- [Stated goal]: Produce an exact copy of all the data below, dropping every image.

- [Given information]:
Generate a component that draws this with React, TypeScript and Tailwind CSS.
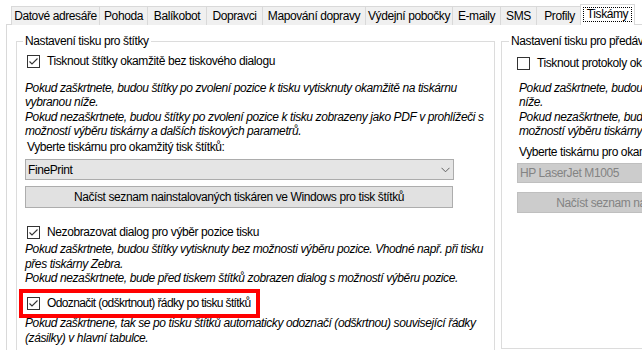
import React from "react";

const tabs = [
  { label: "Datové adresáře", w: "w-[88px]" },
  { label: "Pohoda", w: "w-[48px]" },
  { label: "Balíkobot", w: "w-[59px]" },
  { label: "Dopravci", w: "w-[56px]" },
  { label: "Mapování dopravy", w: "w-[103px]" },
  { label: "Výdejní pobočky", w: "w-[87px]" },
  { label: "E-maily", w: "w-[48px]" },
  { label: "SMS", w: "w-[36px]" },
  { label: "Profily", w: "w-[46px]" },
];

function Checkbox({ checked }: { checked?: boolean }) {
  return (
    <span className="flex h-[13px] w-[13px] shrink-0 items-center justify-center border border-[#333333] bg-white">
      {checked && (
        <svg width="11" height="11" viewBox="0 0 11 11">
          <path d="M1.5 5.5 L4 8 L9.5 2.5" fill="none" stroke="#333333" strokeWidth="1.1" />
        </svg>
      )}
    </span>
  );
}

function Chevron() {
  return (
    <svg width="9" height="6" viewBox="0 0 9 6">
      <path d="M0.5 0.8 L4.5 4.8 L8.5 0.8" fill="none" stroke="#606060" strokeWidth="1" />
    </svg>
  );
}

export default function App() {
  return (
    <div className="h-[350px] w-[642px] overflow-hidden bg-white font-['Liberation_Sans',Arial,sans-serif] text-[12px] tracking-[-0.4px] text-black">
      {/* tab strip */}
      <div className="flex h-[25px] items-end pl-[11px]">
        {tabs.map((t) => (
          <div
            key={t.label}
            className={`${t.w} flex h-[19px] items-center justify-center border-l border-t border-[#d9d9d9] bg-[#f0f0f0] leading-none whitespace-nowrap`}
          >
            {t.label}
          </div>
        ))}
        <div className="relative z-10 -mx-[2px] flex h-[21px] w-[55px] items-start justify-center border-x border-t border-[#d9d9d9] bg-white pt-[2px]">
          <span className="border border-dotted border-black px-[3px] leading-[13px]">Tiskámy</span>
        </div>
        <div className="h-[19px] border-l border-[#d9d9d9]" />
      </div>

      {/* tab page */}
      <div className="-mt-px ml-[6px] flex h-[330px] gap-[6px] border-l border-t border-[#d9d9d9] pl-[9px] pt-[9px]">
        <fieldset className="h-[330px] w-[479px] shrink-0 border border-[#dcdcdc]">
          <legend className="ml-[6px] px-[2px] leading-[14px]">Nastavení tisku pro štítky</legend>

          <div className="pl-[8px]">
            <label className="mt-[6px] flex h-[14px] items-center gap-[7px] pl-[2px]">
              <Checkbox checked />
              <span>Tisknout štítky okamžitě bez tiskového dialogu</span>
            </label>
            <div className="mt-[13px] whitespace-nowrap italic leading-[14.33px]">
              <div>Pokud zaškrtnete, budou štítky po zvolení pozice k tisku vytisknuty okamžitě na tiskárnu</div>
              <div>vybranou níže.</div>
              <div>Pokud nezaškrtnete, budou štítky po zvolení pozice k tisku zobrazeny jako PDF v prohlížeči s</div>
              <div>možností výběru tiskárny a dalších tiskových parametrů.</div>
            </div>

            <div className="mt-[2px] pl-[2px] leading-[14px]">Vyberte tiskárnu pro okamžitý tisk štítků:</div>
            <div className="mt-[5px] flex h-[21px] w-[429px] items-center justify-between border border-[#acacac] bg-[#e5e5e5] pl-[2px] pr-[3px]">
              <span>FinePrint</span>
              <Chevron />
            </div>
            <button className="mt-[6px] flex h-[22px] w-[428px] items-center justify-center border border-[#adadad] bg-[#e1e1e1]">
              Načíst seznam nainstalovaných tiskáren ve Windows pro tisk štítků
            </button>

            <label className="mt-[17px] flex h-[14px] items-center gap-[7px] pl-[2px]">
              <Checkbox checked />
              <span>Nezobrazovat dialog pro výběr pozice tisku</span>
            </label>
            <div className="mt-[3px] whitespace-nowrap italic leading-[14.33px]">
              <div>Pokud zaškrtnete, budou štítky vytisknuty bez možnosti výběru pozice. Vhodné např. při tisku</div>
              <div>přes tiskárny Zebra.</div>
              <div>Pokud nezaškrtnete, bude před tiskem štítků zobrazen dialog s možností výběru pozice.</div>
            </div>

            <div className="relative mt-[11px]">
              <label className="flex h-[14px] items-center gap-[7px] pl-[2px]">
                <Checkbox checked />
                <span className="tracking-[-0.62px]">Odoznačit (odškrtnout) řádky po tisku štítků</span>
              </label>
              <div className="pointer-events-none absolute -top-[7px] left-[-6px] h-[29px] w-[241px] border-4 border-[#ff0000]" />
            </div>
            <div className="mt-[6px] whitespace-nowrap italic leading-[14.33px]">
              <div>Pokud zaškrtnene, tak se po tisku štítků automaticky odoznačí (odškrtnou) související řádky</div>
              <div>(zásilky) v hlavní tabulce.</div>
            </div>
          </div>
        </fieldset>

        <fieldset className="h-[315px] w-[300px] shrink-0 overflow-hidden border border-[#dcdcdc]">
          <legend className="ml-[7px] px-[2px] leading-[14px] whitespace-nowrap">Nastavení tisku pro předávací protokoly</legend>

          <div className="pl-[15px]">
            <label className="mt-[8px] flex h-[14px] items-center gap-[7px] whitespace-nowrap">
              <Checkbox />
              <span>Tisknout protokoly okamžitě bez tiskového dialogu</span>
            </label>
            <div className="mt-[11px] whitespace-nowrap pl-[2px] italic leading-[14.33px]">
              <div>Pokud zaškrtnete, budou protokoly vytisknuty okamžitě na tiskárnu vybranou</div>
              <div>níže.</div>
              <div>Pokud nezaškrtnete, budou protokoly zobrazeny jako PDF v prohlížeči s</div>
              <div>možností výběru tiskárny a dalších tiskových parametrů.</div>
            </div>

            <div className="mt-[7px] whitespace-nowrap pl-[2px] leading-[14px]">Vyberte tiskárnu pro okamžitý tisk protokolů:</div>
            <div className="mt-[4px] flex h-[20px] w-[429px] items-center border border-[#bfbfbf] bg-[#cccccc] pl-[2px] text-[#838383]">
              HP LaserJet M1005
            </div>
            <button className="mt-[9px] flex h-[21px] w-[428px] items-center justify-center whitespace-nowrap border border-[#bfbfbf] bg-[#cccccc] text-[#838383]">
              Načíst seznam nainstalovaných tiskáren ve Windows pro tisk protokolů
            </button>
          </div>
        </fieldset>
      </div>
    </div>
  );
}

- [Solved exercise]:
Generate a component that draws this with React, TypeScript and Tailwind CSS.
import React from "react";

const tabs = [
  { label: "Datové adresáře", w: "w-[88px]" },
  { label: "Pohoda", w: "w-[48px]" },
  { label: "Balíkobot", w: "w-[59px]" },
  { label: "Dopravci", w: "w-[56px]" },
  { label: "Mapování dopravy", w: "w-[103px]" },
  { label: "Výdejní pobočky", w: "w-[87px]" },
  { label: "E-maily", w: "w-[48px]" },
  { label: "SMS", w: "w-[36px]" },
  { label: "Profily", w: "w-[46px]" },
];

function Checkbox({ checked }: { checked?: boolean }) {
  return (
    <span className="flex h-[13px] w-[13px] shrink-0 items-center justify-center border border-[#333333] bg-white">
      {checked && (
        <svg width="11" height="11" viewBox="0 0 11 11">
          <path d="M1.5 5.5 L4 8 L9.5 2.5" fill="none" stroke="#333333" strokeWidth="1.1" />
        </svg>
      )}
    </span>
  );
}

function Chevron() {
  return (
    <svg width="9" height="6" viewBox="0 0 9 6">
      <path d="M0.5 0.8 L4.5 4.8 L8.5 0.8" fill="none" stroke="#606060" strokeWidth="1" />
    </svg>
  );
}

export default function App() {
  return (
    <div className="h-[350px] w-[642px] overflow-hidden bg-white font-['Liberation_Sans',Arial,sans-serif] text-[12px] tracking-[-0.4px] text-black">
      {/* tab strip */}
      <div className="flex h-[25px] items-end pl-[11px]">
        {tabs.map((t) => (
          <div
            key={t.label}
            className={`${t.w} flex h-[19px] items-center justify-center border-l border-t border-[#d9d9d9] bg-[#f0f0f0] leading-none whitespace-nowrap`}
          >
            {t.label}
          </div>
        ))}
        <div className="relative z-10 -mx-[2px] flex h-[21px] w-[55px] items-start justify-center border-x border-t border-[#d9d9d9] bg-white pt-[2px]">
          <span className="border border-dotted border-black px-[3px] leading-[13px]">Tiskámy</span>
        </div>
        <div className="h-[19px] border-l border-[#d9d9d9]" />
      </div>

      {/* tab page */}
      <div className="-mt-px ml-[6px] flex h-[330px] gap-[6px] border-l border-t border-[#d9d9d9] pl-[9px] pt-[9px]">
        <fieldset className="h-[330px] w-[479px] shrink-0 border border-[#dcdcdc]">
          <legend className="ml-[6px] px-[2px] leading-[14px]">Nastavení tisku pro štítky</legend>

          <div className="pl-[8px]">
            <label className="mt-[6px] flex h-[14px] items-center gap-[7px] pl-[2px]">
              <Checkbox checked />
              <span>Tisknout štítky okamžitě bez tiskového dialogu</span>
            </label>
            <div className="mt-[13px] whitespace-nowrap italic leading-[14.33px]">
              <div>Pokud zaškrtnete, budou štítky po zvolení pozice k tisku vytisknuty okamžitě na tiskárnu</div>
              <div>vybranou níže.</div>
              <div>Pokud nezaškrtnete, budou štítky po zvolení pozice k tisku zobrazeny jako PDF v prohlížeči s</div>
              <div>možností výběru tiskárny a dalších tiskových parametrů.</div>
            </div>

            <div className="mt-[2px] pl-[2px] leading-[14px]">Vyberte tiskárnu pro okamžitý tisk štítků:</div>
            <div className="mt-[5px] flex h-[21px] w-[429px] items-center justify-between border border-[#acacac] bg-[#e5e5e5] pl-[2px] pr-[3px]">
              <span>FinePrint</span>
              <Chevron />
            </div>
            <button className="mt-[6px] flex h-[22px] w-[428px] items-center justify-center border border-[#adadad] bg-[#e1e1e1]">
              Načíst seznam nainstalovaných tiskáren ve Windows pro tisk štítků
            </button>

            <label className="mt-[17px] flex h-[14px] items-center gap-[7px] pl-[2px]">
              <Checkbox checked />
              <span>Nezobrazovat dialog pro výběr pozice tisku</span>
            </label>
            <div className="mt-[3px] whitespace-nowrap italic leading-[14.33px]">
              <div>Pokud zaškrtnete, budou štítky vytisknuty bez možnosti výběru pozice. Vhodné např. při tisku</div>
              <div>přes tiskárny Zebra.</div>
              <div>Pokud nezaškrtnete, bude před tiskem štítků zobrazen dialog s možností výběru pozice.</div>
            </div>

            <div className="relative mt-[11px]">
              <label className="flex h-[14px] items-center gap-[7px] pl-[2px]">
                <Checkbox checked />
                <span className="tracking-[-0.62px]">Odoznačit (odškrtnout) řádky po tisku štítků</span>
              </label>
              <div className="pointer-events-none absolute -top-[7px] left-[-6px] h-[29px] w-[241px] border-4 border-[#ff0000]" />
            </div>
            <div className="mt-[6px] whitespace-nowrap italic leading-[14.33px]">
              <div>Pokud zaškrtnene, tak se po tisku štítků automaticky odoznačí (odškrtnou) související řádky</div>
              <div>(zásilky) v hlavní tabulce.</div>
            </div>
          </div>
        </fieldset>

        <fieldset className="h-[315px] w-[300px] shrink-0 overflow-hidden border border-[#dcdcdc]">
          <legend className="ml-[7px] px-[2px] leading-[14px] whitespace-nowrap">Nastavení tisku pro předávací protokoly</legend>

          <div className="pl-[15px]">
            <label className="mt-[8px] flex h-[14px] items-center gap-[7px] whitespace-nowrap">
              <Checkbox />
              <span>Tisknout protokoly okamžitě bez tiskového dialogu</span>
            </label>
            <div className="mt-[11px] whitespace-nowrap pl-[2px] italic leading-[14.33px]">
              <div>Pokud zaškrtnete, budou protokoly vytisknuty okamžitě na tiskárnu vybranou</div>
              <div>níže.</div>
              <div>Pokud nezaškrtnete, budou protokoly zobrazeny jako PDF v prohlížeči s</div>
              <div>možností výběru tiskárny a dalších tiskových parametrů.</div>
            </div>

            <div className="mt-[7px] whitespace-nowrap pl-[2px] leading-[14px]">Vyberte tiskárnu pro okamžitý tisk protokolů:</div>
            <div className="mt-[4px] flex h-[20px] w-[429px] items-center border border-[#bfbfbf] bg-[#cccccc] pl-[2px] text-[#838383]">
              HP LaserJet M1005
            </div>
            <button className="mt-[9px] flex h-[21px] w-[428px] items-center justify-center whitespace-nowrap border border-[#bfbfbf] bg-[#cccccc] text-[#838383]">
              Načíst seznam nainstalovaných tiskáren ve Windows pro tisk protokolů
            </button>
          </div>
        </fieldset>
      </div>
    </div>
  );
}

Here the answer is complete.